Interface markup and scripts:

* START *

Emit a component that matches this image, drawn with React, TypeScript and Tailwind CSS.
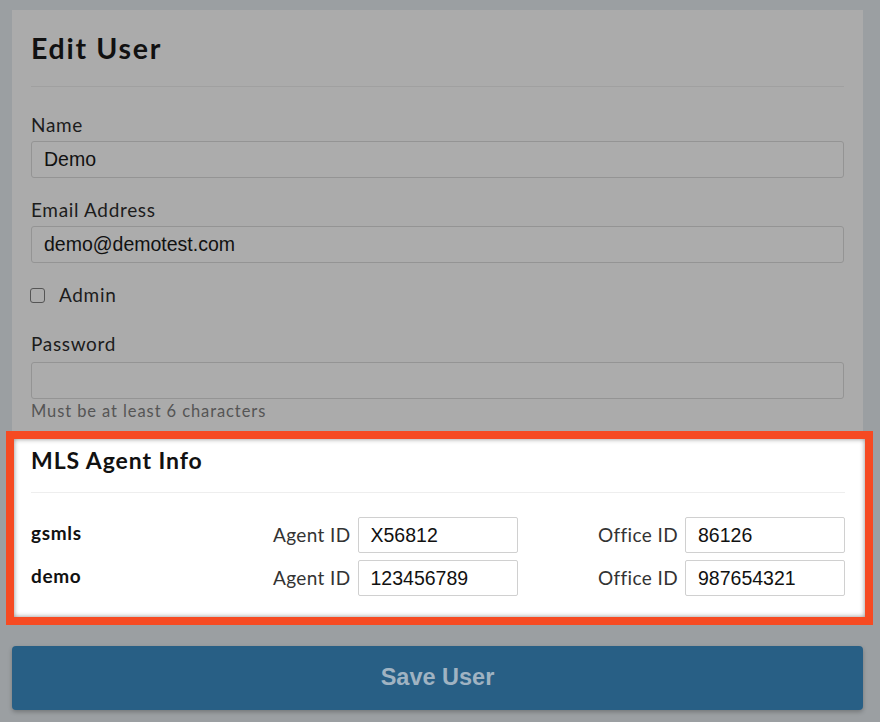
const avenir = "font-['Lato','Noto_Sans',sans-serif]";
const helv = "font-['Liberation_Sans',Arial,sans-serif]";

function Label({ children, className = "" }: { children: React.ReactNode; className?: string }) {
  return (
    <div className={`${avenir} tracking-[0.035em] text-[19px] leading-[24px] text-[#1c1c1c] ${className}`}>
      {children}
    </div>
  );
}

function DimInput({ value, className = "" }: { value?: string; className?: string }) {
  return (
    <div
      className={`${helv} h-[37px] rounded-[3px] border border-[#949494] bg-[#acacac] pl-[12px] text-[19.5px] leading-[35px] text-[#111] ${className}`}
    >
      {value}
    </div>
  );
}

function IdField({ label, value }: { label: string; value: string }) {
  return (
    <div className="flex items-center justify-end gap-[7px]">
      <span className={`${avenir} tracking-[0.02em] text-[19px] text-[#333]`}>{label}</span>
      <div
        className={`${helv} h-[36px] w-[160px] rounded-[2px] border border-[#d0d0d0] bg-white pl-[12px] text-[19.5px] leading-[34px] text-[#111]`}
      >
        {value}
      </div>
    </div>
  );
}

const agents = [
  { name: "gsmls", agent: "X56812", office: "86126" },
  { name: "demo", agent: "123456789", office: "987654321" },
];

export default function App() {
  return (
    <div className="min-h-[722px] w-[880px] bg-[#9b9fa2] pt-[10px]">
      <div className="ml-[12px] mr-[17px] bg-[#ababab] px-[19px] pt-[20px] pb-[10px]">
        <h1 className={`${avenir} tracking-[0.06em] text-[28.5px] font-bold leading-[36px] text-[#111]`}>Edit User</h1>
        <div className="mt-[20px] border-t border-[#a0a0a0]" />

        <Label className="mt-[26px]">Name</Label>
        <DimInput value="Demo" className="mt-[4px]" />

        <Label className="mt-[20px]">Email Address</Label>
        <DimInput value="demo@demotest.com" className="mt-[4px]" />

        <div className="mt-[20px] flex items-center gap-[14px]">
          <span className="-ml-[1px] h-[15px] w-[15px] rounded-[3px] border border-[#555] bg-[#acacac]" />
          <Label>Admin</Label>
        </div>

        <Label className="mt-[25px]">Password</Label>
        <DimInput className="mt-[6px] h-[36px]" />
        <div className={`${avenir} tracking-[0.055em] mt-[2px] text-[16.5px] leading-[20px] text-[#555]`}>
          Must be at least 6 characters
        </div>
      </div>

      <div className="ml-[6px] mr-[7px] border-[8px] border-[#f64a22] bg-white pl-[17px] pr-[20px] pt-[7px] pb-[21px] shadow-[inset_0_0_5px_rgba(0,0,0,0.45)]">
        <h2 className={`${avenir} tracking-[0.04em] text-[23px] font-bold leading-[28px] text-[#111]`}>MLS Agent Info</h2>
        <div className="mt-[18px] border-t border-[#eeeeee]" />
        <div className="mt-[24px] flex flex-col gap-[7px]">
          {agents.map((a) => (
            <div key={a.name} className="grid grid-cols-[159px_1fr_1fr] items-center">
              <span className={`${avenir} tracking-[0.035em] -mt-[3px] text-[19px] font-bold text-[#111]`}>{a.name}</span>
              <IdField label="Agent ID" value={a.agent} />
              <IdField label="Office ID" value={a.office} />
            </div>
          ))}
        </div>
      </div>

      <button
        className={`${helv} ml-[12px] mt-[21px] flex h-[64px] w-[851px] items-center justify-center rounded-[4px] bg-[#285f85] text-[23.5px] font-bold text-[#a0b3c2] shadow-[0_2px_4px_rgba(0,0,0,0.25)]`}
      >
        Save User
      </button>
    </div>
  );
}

* END *
* START *

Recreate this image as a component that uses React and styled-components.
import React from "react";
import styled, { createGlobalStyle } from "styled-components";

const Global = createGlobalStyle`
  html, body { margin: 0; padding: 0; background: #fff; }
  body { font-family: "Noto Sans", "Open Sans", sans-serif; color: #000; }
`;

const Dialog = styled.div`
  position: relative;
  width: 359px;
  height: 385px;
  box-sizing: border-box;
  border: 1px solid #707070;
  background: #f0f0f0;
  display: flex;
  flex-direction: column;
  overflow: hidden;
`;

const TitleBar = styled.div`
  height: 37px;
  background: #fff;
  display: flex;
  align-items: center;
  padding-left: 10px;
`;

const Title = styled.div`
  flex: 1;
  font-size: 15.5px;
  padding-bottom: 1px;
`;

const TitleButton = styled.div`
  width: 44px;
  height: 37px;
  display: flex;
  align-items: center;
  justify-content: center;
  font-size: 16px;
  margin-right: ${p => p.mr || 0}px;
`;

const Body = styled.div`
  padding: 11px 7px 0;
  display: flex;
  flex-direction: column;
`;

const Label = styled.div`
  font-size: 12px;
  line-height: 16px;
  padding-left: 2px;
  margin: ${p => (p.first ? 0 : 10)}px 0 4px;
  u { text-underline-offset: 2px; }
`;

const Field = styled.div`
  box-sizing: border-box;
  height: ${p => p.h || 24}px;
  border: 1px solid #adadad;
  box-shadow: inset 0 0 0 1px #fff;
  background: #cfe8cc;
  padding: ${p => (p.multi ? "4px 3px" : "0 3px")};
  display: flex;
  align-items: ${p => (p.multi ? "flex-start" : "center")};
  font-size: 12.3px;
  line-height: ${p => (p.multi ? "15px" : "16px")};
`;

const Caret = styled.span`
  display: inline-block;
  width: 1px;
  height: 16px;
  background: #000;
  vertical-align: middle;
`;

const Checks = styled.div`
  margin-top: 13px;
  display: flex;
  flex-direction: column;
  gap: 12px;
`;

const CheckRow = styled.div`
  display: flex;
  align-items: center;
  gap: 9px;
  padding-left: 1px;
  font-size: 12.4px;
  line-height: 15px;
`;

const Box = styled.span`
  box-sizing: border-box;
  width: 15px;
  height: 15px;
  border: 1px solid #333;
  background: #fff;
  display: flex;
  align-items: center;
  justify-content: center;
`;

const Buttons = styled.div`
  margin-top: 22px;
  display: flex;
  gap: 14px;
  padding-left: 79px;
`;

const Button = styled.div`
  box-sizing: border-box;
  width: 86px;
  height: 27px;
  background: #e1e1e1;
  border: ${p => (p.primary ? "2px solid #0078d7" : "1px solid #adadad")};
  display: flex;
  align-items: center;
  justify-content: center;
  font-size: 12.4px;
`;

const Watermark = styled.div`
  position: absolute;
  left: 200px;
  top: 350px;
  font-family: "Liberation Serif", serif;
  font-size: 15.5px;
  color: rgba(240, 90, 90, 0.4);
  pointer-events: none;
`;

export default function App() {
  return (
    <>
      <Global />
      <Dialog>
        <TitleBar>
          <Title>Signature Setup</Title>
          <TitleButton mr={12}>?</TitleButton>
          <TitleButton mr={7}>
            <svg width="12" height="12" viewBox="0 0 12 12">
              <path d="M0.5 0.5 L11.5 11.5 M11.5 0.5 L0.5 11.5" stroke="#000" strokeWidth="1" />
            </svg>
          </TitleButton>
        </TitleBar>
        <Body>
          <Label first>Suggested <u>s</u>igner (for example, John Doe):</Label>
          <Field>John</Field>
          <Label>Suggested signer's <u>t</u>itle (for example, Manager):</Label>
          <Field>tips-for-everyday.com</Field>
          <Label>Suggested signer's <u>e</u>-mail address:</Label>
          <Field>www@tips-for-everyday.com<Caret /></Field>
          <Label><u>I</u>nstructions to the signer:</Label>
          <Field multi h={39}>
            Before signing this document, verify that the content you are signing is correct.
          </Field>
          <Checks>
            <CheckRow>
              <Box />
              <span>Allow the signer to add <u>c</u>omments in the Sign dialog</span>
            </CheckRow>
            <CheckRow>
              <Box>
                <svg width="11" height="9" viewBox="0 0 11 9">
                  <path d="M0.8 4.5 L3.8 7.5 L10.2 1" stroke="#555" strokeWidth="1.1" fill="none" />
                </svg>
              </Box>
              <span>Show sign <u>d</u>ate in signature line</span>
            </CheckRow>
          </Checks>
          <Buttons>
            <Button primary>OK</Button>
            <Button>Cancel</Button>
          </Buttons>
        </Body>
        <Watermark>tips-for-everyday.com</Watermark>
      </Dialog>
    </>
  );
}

* END *

Of the lines in the listing, how many hold the word "React"? Nothing but the number is needed.

## Task solution:
4